Maybe I'm just a harder sell - or perhaps it's because I think HBO's Veep skewers contemporary politics and American culture far more effectively - but I only laughed out loud (LOL'd, for you social media-obsessed theater-goers) twice. Both of my favored lines were delivered by the deliciously vapid, yet amazingly well-read and altogether fictional Miss Georgia character (played gleefully by Brooke Gronemeyer, in a pitch-perfect performance that is worth the price of the ticket), in which she claimed to have changed her official platform from "Sunglasses for Babies" to updating the United States Constitution, and her statement that she might be a beautiful woman clad in formalwear, yet she refused "to be fucked with..." or words to that effect.
Gunderson's script, though entertaining and timely, is oftentimes heavy-handed and self-congratulatory in the way most intellectuals seem to be when they are in the company of persons they consider to be lesser than their equals. Gunderson effectively skewers current public opinion and the anti-intellectualism that pervades modern America, to be sure, and her treatment of the contemporary political climate seems sharply focused, but her play goes just a couple of scenes too far, thus undermining her message and the impact of that script.
Directed by TWTP founder Maryanna Clarke, The Taming takes its title and its character names from Shakespeare's The Taming of the Shrew (according to a press release from the company), but the similarity ends there, so far as I was able to discern. The play's setting is The Miss America Pageant, where the three women come together at a cocktail party held prior to the start of competition (and where, in reality, no contestant would ever be seen).

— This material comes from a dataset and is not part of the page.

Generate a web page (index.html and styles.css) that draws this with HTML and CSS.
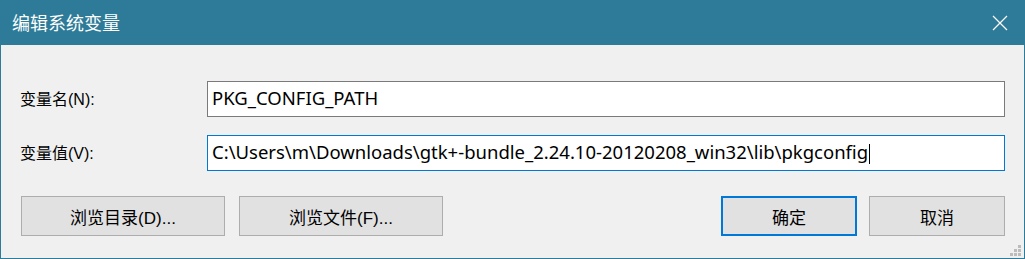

Patricia (read as Petruchio is played by an initially tentative and uncertain Colette Divine, who manages to find her footing as the plot progresses) is the chief of staff for a conservative red-state senator, spouting right-wing platitudes and condescending rejoinders to anyone within earshot.
Bianca is a stereotypical liberal blogger, whining incessantly about saving an endangered shrew and delivering blue-state invective via the iPhone that keeps her tethered to the world-at large 24/7. Cate Jo plays Bianca with a wild-eyed demeanor that's annoyingly superficial and she delivers her lines with a lack of inflection and emotion - although, like Divine, she finally overcomes her nerves as the play progresses and becomes rather more likable.
Clearly, it's Gronemeyer's show: As Katherine, she plays her beauty pageant contestant with honesty throughout, delivering her lines with a flash and verve that only a Miss America contestant could muster. She remains focused and committed throughout the play (which is performed without intermission) while obviously having fun and recognizing the humor in Gunderson's script.
Morgan Matens provides the scenic design for the production, which would have benefitted from a far less literal translation to the stage, while Katie Gant's lighting design helps illuminate the onstage action. Kassia Dombroski's costume designs are generally well-conceived, although her costumes for Gronemeyer's Miss Georgia are unworthy of the Atlantic City boardwalk.